Corn Smut.

Date: Fri, 12 Apr 1996 21:41:02 -0400
To: The Culinary Herbs & Spices List <HERBS.HOME.EASE.LSOFT.COM>
From: Sara Anne Corrigan <SaraAnneC.AOL.COM>
Subject: Re: corn smut (was epazote)

>(about epazote:) I think it tastes better than it smells. Cooking may alter the aroma. We used it in huitlacoche (corn smut) last summer, and it's used in bean dishes. Now that I have used it, I will use it more often. Margaret

OK. Really. Do you have actual recipes for preparing corn smut as a culinaryevent? Here in southern Indiana where corn is grown by the thousands of acres, corn smut is a vilified thing. I figure it's a fungus and likely tastes like mushrooms, but I've never had nerve enough to forge (forage?) ahead on my own. I would TRULY TRULY love to know what to look for, how to harvest it, and recipes for cooking with it. I promise I'll try it!

From: Margaret Lauterbach <mlaute.MICRON.NET>

>OK. Really. Do you have actual recipes for preparing corn smut as a culinary event?

In Mexican cooking, it's called "huitlacoche." In "Cuisines of Mexico" by Diana Kennedy, she says "it is perfectly delicious with an inky, mushroomy flavor that is almost impossible to describe." You have to get the kernels before they soften, ready to send up new spores, of course. When the kernels are silvery blue, misshapen, etc, chop them up and saute them. They exude an aromatic, inky liquid. Kennedy says it's "made into soup or, more elegantly, stuffed into thin crepes which are then covered with cream." It is also a popular filling for quesadillas, for which Kennedy does give the recipe:

Huitlacoche para quesadillas

Chop fungus kernels roughly and set them aside.
In 3 to 4 T cooking oil, saute 1/4 medium onion (chopped) and 1 clove garlic (finely chopped) until they're soft, but not brown. Add strips from two small chiles poblanos (peeled) or two canned green chiles), the huitlacoche, 1 large sprig epazote (chopped) and salt to taste.

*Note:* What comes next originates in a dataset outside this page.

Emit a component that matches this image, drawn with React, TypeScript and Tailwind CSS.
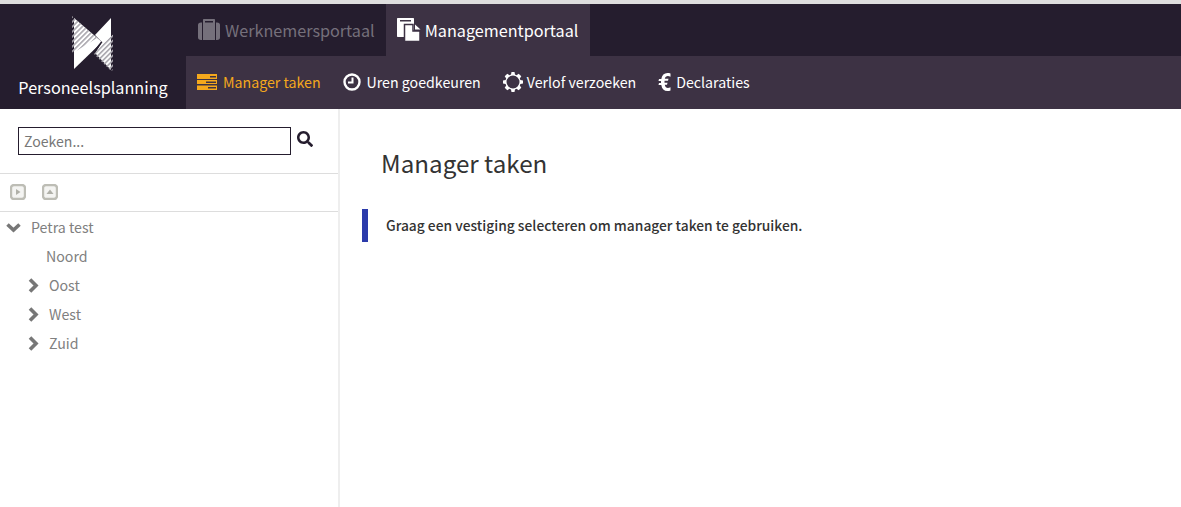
import React from 'react';
import { FaSearch } from 'react-icons/fa';

const LogoMark = () => (
  <svg width="44" height="56" viewBox="0 0 44 56" className="ml-[2px] block">
    <defs>
      <pattern id="hatch" width="3.500" height="3.500" patternUnits="userSpaceOnUse" patternTransform="rotate(-45)">
        <rect width="3.500" height="1.600" fill="#a9a6ad" />
      </pattern>
    </defs>
    <polygon points="2,2 30,26 2,53" fill="#ffffff" />
    <polygon points="39,2 23,19 30,26 23,37 39,54" fill="#ffffff" />
    <polygon points="0,0 25,22 1,37 0,36" fill="url(#hatch)" />
    <polygon points="32,27 22,38 39,55 41,54 41,18" fill="url(#hatch)" />
    <polygon points="29,25.500 30.500,26 23,37 21,36" fill="#251d2e" />
  </svg>
);

const BriefcaseIcon = () => (
  <svg width="24" height="22" viewBox="0 0 24 22" fill="#75707b">
    <path d="M8 4V2h8v2h2V1c0-.6-.4-1-1-1H7c-.6 0-1 .4-1 1v3z" />
    <path d="M6 3.500h12V21H6z" />
    <path d="M1 6c0-1.400 1-2.500 3-2.500h1V21H4c-2 0-3-1.100-3-2.500zM23 6c0-1.400-1-2.500-3-2.500h-1V21h1c2 0 3-1.100 3-2.500z" />
  </svg>
);

const PagesIcon = () => (
  <svg width="24" height="24" viewBox="0 0 24 24">
    <path d="M0 1c0-.6.4-1 1-1h15c.6 0 1 .4 1 1v17c0 .6-.4 1-1 1H1c-.6 0-1-.4-1-1z" fill="#ffffff" />
    <rect x="3" y="2" width="11" height="1.500" fill="#3d3244" />
    <path d="M7.500 6.500H16V13h7v10.500H7.500z" fill="#ffffff" stroke="#3d3244" strokeWidth="1.500" />
    <path d="M18 6.500l5.500 5H18z" fill="#ffffff" />
  </svg>
);

const TasksIcon = () => (
  <svg width="20" height="16" viewBox="0 0 20 16" fill="#f5a81c">
    <path fillRule="evenodd" d="M0 0h20v5H0zM13 2v1.500h6V2zM0 6h20v4H0zM9 7.500V9h10V7.500zM0 11.500h20V16H0zM11 13v1.500h8V13z" />
  </svg>
);

const ClockIcon = () => (
  <svg width="18" height="18" viewBox="0 0 18 18" fill="none" stroke="#ffffff">
    <circle cx="9" cy="9" r="7.500" strokeWidth="2.400" />
    <path d="M9.500 4.500V9.500H5" strokeWidth="2" />
  </svg>
);

const GearIcon = () => (
  <svg width="20" height="20" viewBox="0 0 20 20" fill="#ffffff">
    <path
      fillRule="evenodd"
      d="M8.500 0h3l.5 2.600 1.500.6L15.700 1.700l2.600 2.600-1.500 2.200.6 1.500L20 8.500v3l-2.600.5-.6 1.500 1.500 2.200-2.600 2.600-2.200-1.500-1.500.6-.5 2.600h-3L8 17.400l-1.500-.6-2.200 1.500-2.600-2.600 1.500-2.200-.6-1.500L0 11.500v-3l2.600-.5.6-1.500-1.500-2.200 2.600-2.600 2.200 1.500L8 2.600zM10 3.500a6.500 6.500 0 1 0 0 13 6.500 6.500 0 0 0 0-13z"
    />
  </svg>
);

const EuroIcon = () => (
  <svg width="13" height="18" viewBox="0 0 12 18" fill="#ffffff">
    <path d="M12 .5v3.200C11 3.200 10.200 3 9.400 3 7.800 3 6.700 4 6.300 5.800H10l-.5 2H6v2h3l-.5 2H6.300C6.700 14 7.800 15 9.400 15c.8 0 1.600-.2 2.600-.7v3.200c-1 .4-2 .5-3 .5-3.400 0-5.600-2-6.200-6H0l.5-2h2v-2H0l.5-2h2.300C3.400 2 5.600 0 9 0c1 0 2 .1 3 .5z" />
  </svg>
);

const ChevronDown = () => (
  <svg width="15" height="10" viewBox="0 0 15 10" className="mr-[10px]">
    <path d="M1.500 1.500l6 5.500 6-5.500" fill="none" stroke="#777777" strokeWidth="3.600" />
  </svg>
);

const ChevronRight = () => (
  <svg width="11" height="15" viewBox="0 0 11 15" className="mr-[10px]">
    <path d="M2 1.500l6 6-6 6" fill="none" stroke="#777777" strokeWidth="3.600" />
  </svg>
);

const NavItem = ({ icon, label, active, gap }: { icon: React.ReactNode; label: string; active?: boolean; gap: string }) => (
  <a className={`flex items-center text-[14.200px] ${gap} ${active ? 'text-[#f5a81c]' : 'text-white'}`}>
    {icon}
    <span>{label}</span>
  </a>
);

const TreeRow = ({ label, indent, icon }: { label: string; indent: string; icon?: React.ReactNode }) => (
  <div className={`flex h-[29px] items-center text-[14.200px] text-[#808080] ${indent}`}>
    {icon}
    <span>{label}</span>
  </div>
);

const SquareButton = ({ dir }: { dir: 'right' | 'up' }) => (
  <svg width="16" height="16" viewBox="0 0 16 16">
    <rect x="1" y="1" width="14" height="14" rx="3" fill="#f4f4f2" stroke="#bdbdb5" strokeWidth="2.400" />
    {dir === 'right' ? <polygon points="6,5 6,11 10.500,8" fill="#b0b0a8" /> : <polygon points="4.500,10 11.500,10 8,5.500" fill="#b0b0a8" />}
  </svg>
);

export default function App() {
  return (
    <div className="flex h-[507px] w-[1181px] flex-col overflow-hidden bg-white font-['Noto_Sans_CJK_SC','Noto_Sans',sans-serif]">
      <div className="h-[4px] shrink-0 bg-[#dedede]" />

      {/* Header */}
      <header className="flex h-[105px] shrink-0 bg-[#251d2e]">
        <div className="flex w-[186px] shrink-0 flex-col items-center pt-[12px]">
          <LogoMark />
          <div className="mt-[2px] text-[16.200px] leading-[26px] text-white">Personeelsplanning</div>
        </div>
        <div className="flex flex-1 flex-col">
          <div className="flex h-[52px] pl-[11px]">
            <a className="flex items-center gap-[4px] pr-[11px] text-[16.200px] text-[#75707b]">
              <BriefcaseIcon />
              <span>Werknemersportaal</span>
            </a>
            <a className="flex items-center gap-[4px] bg-[#3d3244] pl-[11px] pr-[12px] text-[16.200px] text-white">
              <PagesIcon />
              <span>Managementportaal</span>
            </a>
          </div>
          <nav className="flex h-[53px] items-center gap-[22px] bg-[#3d3244] pl-[11px]">
            <NavItem icon={<TasksIcon />} label="Manager taken" gap="gap-[6px]" active />
            <NavItem icon={<ClockIcon />} label="Uren goedkeuren" gap="gap-[6px]" />
            <NavItem icon={<GearIcon />} label="Verlof verzoeken" gap="gap-[4px]" />
            <NavItem icon={<EuroIcon />} label="Declaraties" gap="gap-[5px]" />
          </nav>
        </div>
      </header>

      <div className="flex min-h-0 flex-1">
        {/* Sidebar */}
        <aside className="w-[340px] shrink-0 border-r-2 border-[#eeeeee]">
          <div className="flex h-[65px] items-center gap-[6px] border-b border-[#dddddd] pl-[18px]">
            <input
              placeholder="Zoeken..."
              className="h-[28px] w-[273px] border border-[#251d2e] px-[5px] text-[14.100px] outline-none placeholder:text-[#777777]"
            />
            <FaSearch className="mb-[4px] text-[16px] text-[#251d2e]" />
          </div>
          <div className="flex h-[38px] items-center gap-[16px] border-b border-[#dddddd] pb-[2px] pl-[10px]">
            <SquareButton dir="right" />
            <SquareButton dir="up" />
          </div>
          <div className="pt-[1px]">
            <TreeRow label="Petra test" indent="pl-[6px]" icon={<ChevronDown />} />
            <TreeRow label="Noord" indent="pl-[46px]" />
            {['Oost', 'West', 'Zuid'].map((name) => (
              <TreeRow key={name} label={name} indent="pl-[28px]" icon={<ChevronRight />} />
            ))}
          </div>
        </aside>

        {/* Main */}
        <main className="min-w-0 flex-1 pl-[22px]">
          <h1 className="pl-[19px] pt-[35px] text-[24.200px] font-normal leading-[38px] text-[#333333]">Manager taken</h1>
          <div className="mt-[27px] flex h-[33px] items-center border-l-[6px] border-[#2b3bab] pl-[18px] text-[13.800px] font-medium text-[#333333]">
            Graag een vestiging selecteren om manager taken te gebruiken.
          </div>
        </main>
      </div>
    </div>
  );
}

Cook over medium flame until mix is soft and liquid from the fungus has evaporated (about 15 minutes).

Add to cheese-filled corn tortilla. Muenster cheese works well for this.

Chile-heads folks also suggest mixing chopped huitlacoche with srambled eggs or serving them with huevos rancheros...It might be worth a call to some fancy Mexican restaurants such as Mark Miller's Coyote Cafe in Santa Fe to see what they'd pay you for a quantity of it. BTW, he likens the flavor of huitlacoche to wild does have a mushroomy aroma, but I didn't have enough of it to get a morel aroma (didn't want to sear my nose). This is something you have to grow yourself, it's not commercially available.

Bon appetit! Margaret

From: Pat Patterson <PSP.LCE.OES.ORST.EDU>

Actually corn smut is now commercially available, but I doubt you will want to pay the price! It is about $30 last I heard. It has to be grown in isolation from commercial corn crops. It is usually canned and rarely available fresh. I think Frieda's Exotic Foods may carry it? Hoity toity restaurants are selling it as Mexican mushroom or Huichlcoatl or any other name they can imagine. It is important that it not have gone to spore stage before using.